I would look at the Oribtals as a option to the Optima, I will never buy a Optima again. I have LOTS of batt. However the red tops seem to be OK, got one that is at least 6 years old, its now in the fj62.

For my boat this year I went back to conventional batts, used Exide marine batts and at $50 each.........I can't complain
 
[quote author=Rich link=board=2;threadid=10425;start=msg96572#msg96572 date=1075339089]
The recomendations have been universal that when charging and loading batteries in parallel it is best that they are same type, model, manufacturer, and age. Obviously in a large bank, say in a home backup, if a battery suffers early failure it would get replaced with a newer battery, but still should be the same manufacturer and model.[/quote]

From what I've read, Rich is right about this. The primary reason as I understand it is that the battery (one or the other) provides the field to the alternator, which in turn is used to control the amount of current the alternator will push back to the battery. If you have one fully charged and one partially charged battery, whichever one is providing the field to the alternator is dictating how much of a charge the alternator provides. So if the field is coming from the fully charged battery, your second battery will never get charged. If the field comes form the partially charged battery, then you're going to overcharge and damage the other battery.

By using two batteries of the same size/brand/age, you are minimizing this effect to the extent possible. I do recall seeing an article somewhere about setting up a dual battery system that was able to sense the field from each battery individually (and charge them separately too), but I can't recall where that was. I think it was on the page of a battery isolator manufacturer. The alternative is to manually isolate the batteries with an A/B switch and just flip the switch once in a while.
 
I think that is partially correct (I'm not expert on this either)...but you can't force a battery to take a charge. All you do it up the source voltage and if it starts drawing current then it's charging. That's also one way to tell if a battery is bad, give it 14 volts, if it doesn't draw more than a few amps, and you know it's dead, then it's bad and dead, won't take a charge = junk.

In a normal car environment the alternator supplies a voltage when the vehicle is running, and unless I'm mistaken the voltage is always the same (or as close as the electronics can get it). So if you are at a idle the voltage is say 13.7 volts, you rev it up, it should also be 13.7 volts.

Now in real life that might not work that way, partially because at a idle if you have lots of accessories on, the actual battery voltage may drop due to demand. The alternator doesn't have to 'see' this drop, it's all connected so current starts to flow from the alternator. Since at a idle the alternator can't supply enough current to keep the voltage at say 13.7 volts with all these accessories on, the voltage goes down. The alternator is a current limited device, it can't supply endless amount of current, so if it would take say 80 amps to keep the battery/electronics at 13.7 volts, and it can only provide 50 amps, then the voltage will be less that 13.7 volts.

So, now to the dual battery, if charging them in parallel, and they are always connected, (not isolated like most dual battery setups), then I don't think that would be a problem.
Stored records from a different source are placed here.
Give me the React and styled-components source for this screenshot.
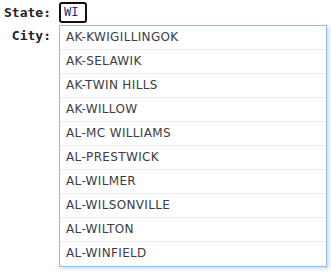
import styled, { createGlobalStyle } from 'styled-components';

const GlobalStyle = createGlobalStyle`
  html, body, #root {
    margin: 0;
    padding: 0;
    height: 100%;
    background: #fff;
  }
`;

const Form = styled.div`
  position: relative;
  box-sizing: border-box;
  min-height: 272px;
  display: grid;
  grid-template-columns: 51px auto;
  grid-template-rows: 21px 21px 1fr;
  column-gap: 8px;
  row-gap: 2px;
  padding: 2px 0 0 0;
  font-family: 'DejaVu Sans Mono', monospace;
  font-size: 13px;
  font-weight: 700;
  color: #222;
`;

const Label = styled.label`
  text-align: right;
  line-height: 21px;
  height: 21px;
`;

const Field = styled.div`
  position: relative;
  height: 21px;
`;

const StateInput = styled.div`
  box-sizing: border-box;
  width: 28px;
  height: 21px;
  border: 2px solid #111;
  border-radius: 3px;
  padding: 0 3px;
  line-height: 17px;
  font-family: 'DejaVu Sans Mono', monospace;
  font-size: 12px;
  font-weight: 400;
  color: #2a2a7a;
`;

const Menu = styled.ul`
  position: absolute;
  top: 23px;
  left: 0;
  box-sizing: border-box;
  width: 268px;
  margin: 0;
  padding: 0;
  list-style: none;
  background: #fff;
  border: 1px solid #8cbcf5;
  box-shadow: 2px 2px 3px rgba(0, 0, 0, 0.15);
  z-index: 2;
`;

const Item = styled.li`
  height: 24px;
  box-sizing: border-box;
  padding: 0 0 0 6px;
  line-height: 23px;
  font-family: 'DejaVu Sans', sans-serif;
  font-size: 12px;
  letter-spacing: 0.35px;
  font-weight: 400;
  color: #3c3c3c;
  border-bottom: ${p => (p.$last ? 'none' : '1px solid #ececec')};
`;

const cities = [
  'AK-KWIGILLINGOK',
  'AK-SELAWIK',
  'AK-TWIN HILLS',
  'AK-WILLOW',
  'AL-MC WILLIAMS',
  'AL-PRESTWICK',
  'AL-WILMER',
  'AL-WILSONVILLE',
  'AL-WILTON',
  'AL-WINFIELD',
];

export default function App() {
  return (
    <>
      <GlobalStyle />
      <Form>
        <Label>State:</Label>
        <Field>
          <StateInput>WI</StateInput>
          <Menu>
            {cities.map((c, i) => (
              <Item key={c} $last={i === cities.length - 1}>
                {c}
              </Item>
            ))}
          </Menu>
        </Field>
        <Label>City:</Label>
        <Field />
      </Form>
    </>
  );
}
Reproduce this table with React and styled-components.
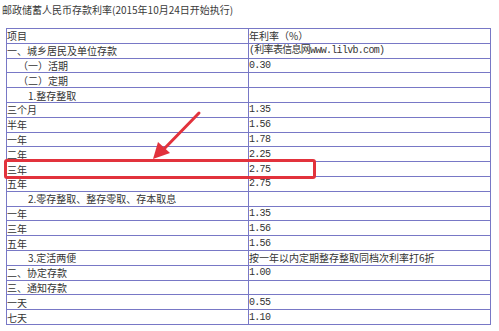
import styled, { createGlobalStyle } from "styled-components";

const GlobalStyle = createGlobalStyle`
  html, body {
    margin: 0;
    padding: 0;
    background: #fff;
  }
  body {
    font-family: "Noto Sans CJK SC", "Liberation Sans", sans-serif;
  }
`;

const Page = styled.div`
  width: 499px;
  height: 331px;
  overflow: hidden;
  position: relative;
  background: #fff;
`;

const Title = styled.div`
  padding: 3px 0 0 2px;
  height: 21px;
  font-size: 10px;
  line-height: 14px;
  color: #3a3a3a;
  font-family: "Noto Sans CJK SC", sans-serif;
`;

const TableWrap = styled.div`
  padding: 4px 0 0 6px;
  position: relative;
`;

const RateTable = styled.table`
  border-collapse: collapse;
  width: 485px;
  table-layout: fixed;
`;

const Cell = styled.td`
  border: 1px solid #7878c6;
  height: 13.8px;
  padding: 0 0 0 ${(p) => p.$indent || 0}px;
  font-size: 10px;
  line-height: 13px;
  color: #333;
  white-space: nowrap;
  overflow: hidden;
  vertical-align: middle;
  font-family: ${(p) =>
    p.$mono
      ? `"Liberation Mono", "Noto Sans CJK SC", monospace`
      : `"Noto Sans CJK SC", "Liberation Sans", sans-serif`};
  letter-spacing: ${(p) => (p.$mono ? "-0.7px" : "0")};
`;

const Highlight = styled.div`
  position: absolute;
  left: 4px;
  top: 135px;
  width: 306px;
  height: 14px;
  border: 3px solid #e2323c;
  border-radius: 3px;
  pointer-events: none;
`;

const Arrow = styled.svg`
  position: absolute;
  left: 147px;
  top: 86px;
  pointer-events: none;
`;

const rows = [
  ["项目", "年利率（%）", 0],
  ["一、城乡居民及单位存款", "(利率表信息网www.lilvb.com)", 0],
  ["（一）活期", "0.30", 11],
  ["（二）定期", "", 11],
  ["1.整存整取", "", 21],
  ["三个月", "1.35", 0],
  ["半年", "1.56", 0],
  ["一年", "1.78", 0],
  ["二年", "2.25", 0],
  ["三年", "2.75", 0],
  ["五年", "2.75", 0],
  ["2.零存整取、整存零取、存本取息", "", 21],
  ["一年", "1.35", 0],
  ["三年", "1.56", 0],
  ["五年", "1.56", 0],
  ["3.定活两便", "按一年以内定期整存整取同档次利率打6折", 21],
  ["二、协定存款", "1.00", 0],
  ["三、通知存款", "", 0],
  ["一天", "0.55", 0],
  ["七天", "1.10", 0],
];

export default function App() {
  return (
    <Page>
      <GlobalStyle />
      <Title>邮政储蓄人民币存款利率(2015年10月24日开始执行)</Title>
      <TableWrap>
        <RateTable>
          <tbody>
            {rows.map(([name, rate, indent], i) => (
              <tr key={i}>
                <Cell $indent={indent}>{name}</Cell>
                <Cell $mono={/^[\d(]/.test(rate)}>{rate}</Cell>
              </tr>
            ))}
          </tbody>
        </RateTable>
        <Highlight />
        <Arrow width="60" height="52" viewBox="0 0 60 52">
          <line x1="52" y1="3" x2="16" y2="40" stroke="#e2323c" strokeWidth="3" strokeLinecap="round" />
          <polygon points="6,49 11,32 23,43" fill="#e2323c" />
        </Arrow>
      </TableWrap>
    </Page>
  );
}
The voltage regulator will sense the voltage of BOTH batteries at the same time because they are both connected together, so current will flow from the alternator to which ever battery is the lowest, since electrical physics dicate that.

If the 2nd battery is connected through a isolater then it would depend on how it would react on whether the isolater is a diode style (where the 2nd battery's voltage would always be a diode-drop from the primary) or a sensing/relay style where when the sensing logic determines it needs to charge the 2nd battery it closes a relay and current can flow, no voltage drop (well ideally none, there is always some voltage drop).
 
You're correct on this point: you can't force a battery to take a charge. But you can continue to charge a battery, and if you do so past the point at which the battery can convert the electrical to chemical energy, you start to hydrolyse the water in the battery (i.e., you start splitting the water into hydrogen and oxygen). This is the way they make hydrogen and oxygen elctrolytically.

But if all that you say were true, you then would have to conclude that we have an entire industry producing battery isolators that are nothing more than a scam (since by the situation you describe, you don't need an isolator), and a bunch of people buying them for no reason. No offence...I may not know the exact specifics behind it, but I know what you've said can not be correct.

I think one of the things you're wrong about is the part where you say an alternator always produces the same voltage. Anyone who's ever run a battery to cold dead will tell you this isn't true--if it were, then they'd have been able to get home once they ran the battery dead.

The ability of an alternator to produce power is dependent on the field which in turn is produced by the battery. Once the battery is dead, it can't produce a field and the battery is on a terminal death slope. The alternator will then be unable to produce any power and the car/truck dies due to lack of spark.

The other thing I think is wrong is that in a parallel dual setup, I don't think you actually have the maximum voltage being applied to the field--the best you would get is the average since the weaker battery will be getting "charged" by the stronger battery and only the average is seen by the alternator.

I'll leave it to the electrical geniuses on the forum to correct me, but I think I was right (kinda sorta) ;)
 
Scott, this thread has more info in it than I have brain band right now (as usual) so I skipped to the end. Bottom line, avoid Optimas and get the Odyssey.
 
Question: Those Odessy 1200's look like they wouldn't be much bigger than a group 27 marine batt when you set them together. The reason for the question is I'm looking for an alternative batt setup for my boat. I currently have two group 24 marine batts but was thinking about upgrading to group 27's. But if I could use two of those Odessy 1200's (for the stereo & acc's) esentially making one 2400 wouldnt that be better? I would be using this setup to power my stereo (about 400 watts) for extended periods with the motor off. And if not then what would be the best batt for that kind of use?